Less specific findings on MRI are widespread white matter hyperintensities and cortical and deep grey matter volume reduction. To understand the broad spectrum of MRI features, Agosta et al. found a direct correlation between disease severity and white matter involvement. Furthermore, damage in the interhemispheric, limbic, corticocortical, and cerebellar white matter tracts was associated with cognitive impairment. ²

Selective damage to the corpus callosum is interesting. Currently, the evolutionary moment in which it is affected is unknown. Even in our case, the patient already had atrophy of the corpus callosum on MRI assessment 1 year after the clinical onset, but definitive diagnosis was made after 4 years of queries and multiple complementary studies.

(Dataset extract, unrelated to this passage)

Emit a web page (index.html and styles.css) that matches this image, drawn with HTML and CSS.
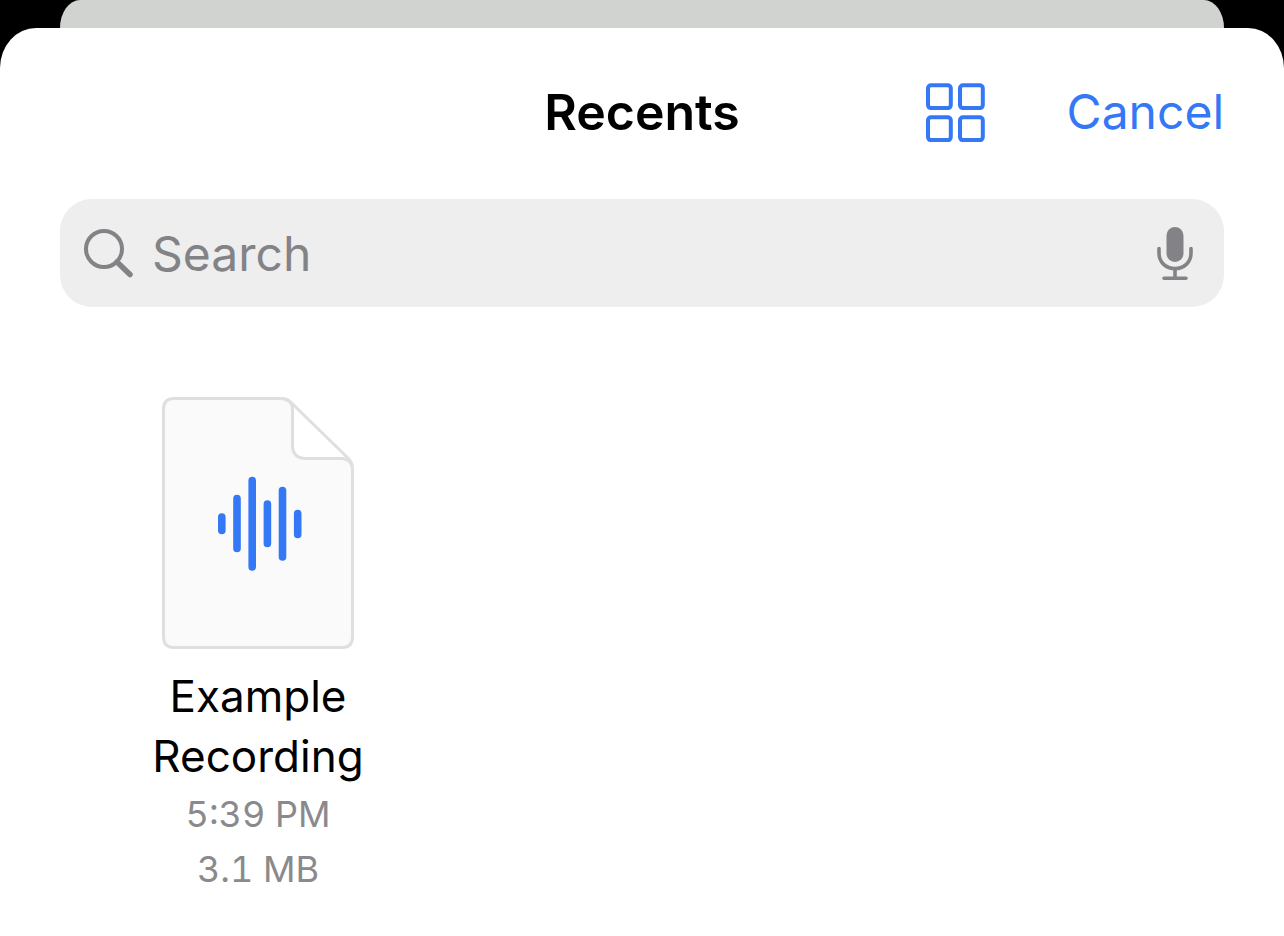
FILE: index.html
```html
<!DOCTYPE html>
<html lang="en">
<head>
<meta charset="utf-8">
<meta name="viewport" content="width=device-width, initial-scale=1">
<title>Recents</title>
<link rel="stylesheet" href="styles.css">
</head>
<body>
<div class="backdrop-card"></div>
<main class="sheet">
  <header class="toolbar">
    <h1 class="title">Recents</h1>
    <div class="actions">
      <button class="icon-button" type="button" aria-label="Change view">
        <svg width="60" height="60" viewBox="0 0 60 60" fill="none" stroke="currentColor" stroke-width="4" aria-hidden="true">
          <rect x="3" y="3.3" width="22.8" height="22.8" rx="3"/>
          <rect x="35" y="3.3" width="22.8" height="22.8" rx="3"/>
          <rect x="3" y="35.3" width="22.8" height="22.8" rx="3"/>
          <rect x="35" y="35.3" width="22.8" height="22.8" rx="3"/>
        </svg>
      </button>
      <button class="cancel" type="button">Cancel</button>
    </div>
  </header>

  <form class="search" role="search">
    <svg class="search-icon" width="52" height="52" viewBox="0 0 52 52" fill="none" stroke="currentColor" stroke-linecap="round" aria-hidden="true">
      <circle cx="22" cy="22" r="18" stroke-width="4"/>
      <path d="M35 35L48 47.500" stroke-width="5.500"/>
    </svg>
    <input class="search-input" type="search" placeholder="Search" aria-label="Search">
    <button class="icon-button" type="button" aria-label="Dictate">
      <svg width="40" height="56" viewBox="0 0 40 56" fill="none" stroke="currentColor" stroke-width="3.600" stroke-linecap="round" aria-hidden="true">
        <rect x="11.500" y="2" width="17" height="35" rx="8.500" fill="currentColor" stroke="none"/>
        <path d="M4 23.500V28C4 37.500 11 43.500 20 43.500S36 37.500 36 28V23.500M20 43.500V53M9 53.200H31"/>
      </svg>
    </button>
  </form>

  <ul class="files">
    <li>
      <a class="file" href="#">
        <svg width="192" height="252" viewBox="0 0 192 252" fill="none" stroke="#dfdfdf" stroke-width="3" stroke-linejoin="round" aria-hidden="true">
          <path fill="#fafafa" d="M12 1.500H119Q130.500 1.500 130.500 13V48Q130.500 61.500 144 61.500H179Q190.500 61.500 190.500 74V240Q190.500 250.500 180 250.500H12Q1.500 250.500 1.500 240V12Q1.500 1.500 12 1.500Z"/>
          <path d="M122 1.800Q126 2.500 129 5.500L186 61Q190 65 190.500 70"/>
          <g stroke="#3478f6" stroke-width="7.600" stroke-linecap="round">
            <path d="M59.800 120V133.500M75 101.500V151.500M90.200 83.500V170M105.400 107V146.500M120.500 93.500V160M135.700 116.500V137.500"/>
          </g>
        </svg>
        <span class="name">Example Recording</span>
        <span class="meta">5:39 PM</span>
        <span class="meta">3.1 MB</span>
      </a>
    </li>
  </ul>
</main>
</body>
</html>
```
FILE: styles.css
```css
* {
  box-sizing: border-box;
}

body {
  margin: 0;
  min-height: 100vh;
  display: flex;
  flex-direction: column;
  background: #000;
  color: #000;
  font-family: Inter, "Liberation Sans", sans-serif;
}

button,
input {
  font: inherit;
}

button {
  padding: 0;
  border: 0;
  background: none;
  color: inherit;
  cursor: pointer;
}

svg {
  display: block;
  flex: none;
}

.backdrop-card {
  height: 28px;
  margin: 0 60px;
  border-radius: 20px 20px 0 0 / 28px 28px 0 0;
  background: #d1d3d0;
}

.sheet {
  flex: 1;
  padding: 0 60px 40px;
  border-radius: 36px 36px 0 0 / 40px 40px 0 0;
  background: #fff;
}

.toolbar {
  display: grid;
  grid-template-columns: 1fr auto 1fr;
  align-items: center;
  padding: 54px 0 57px;
  font-size: 50px;
  line-height: 60px;
}

.title {
  grid-column: 2;
  margin: 0;
  font-size: inherit;
  font-weight: 600;
}

.actions {
  display: flex;
  justify-content: flex-end;
  align-items: center;
  gap: 82px;
  color: #3478f6;
}

.cancel {
  font-size: 48px;
}

.search {
  display: flex;
  align-items: center;
  gap: 18px;
  height: 108px;
  padding: 0 29px 0 22px;
  border-radius: 32px;
  background: #eee;
  color: #838387;
}

.search-input {
  flex: 1;
  min-width: 0;
  padding: 2px 0 0;
  border: 0;
  outline: 0;
  background: none;
  color: #000;
  font-size: 48px;
  line-height: 60px;
  appearance: none;
}

.search-input::placeholder {
  color: #838387;
  opacity: 1;
}

.files {
  display: grid;
  grid-template-columns: repeat(3, 1fr);
  margin: 90px 6px 0;
  padding: 0;
  list-style: none;
}

.file {
  display: flex;
  flex-direction: column;
  align-items: center;
  color: inherit;
  text-align: center;
  text-decoration: none;
}

.name {
  width: min-content;
  margin: 17px 0 1px;
  font-size: 44px;
  line-height: 60px;
}

.meta {
  color: #8a8a8c;
  font-size: 36px;
  font-variant-numeric: tabular-nums;
  line-height: 55px;
}
```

Therefore, in order to reduce the diagnosis time, the radiologist must be aware of and detect the ears of the lynx sign. This information could help neurologists, since it would limit genetic tests by reducing the spectrum of the disease ⁶ and redirecting symptomatic treatment.

Conclusion

In the diverse clinical context and without specific MRI findings, the ears of the lynx sign is an important feature, suggesting a narrower spectrum in the broad causality of HSP. Radiologists should take care and note the relevance of this sign, reducing the possibilities to two specific causes such as HSP type 11 or 15.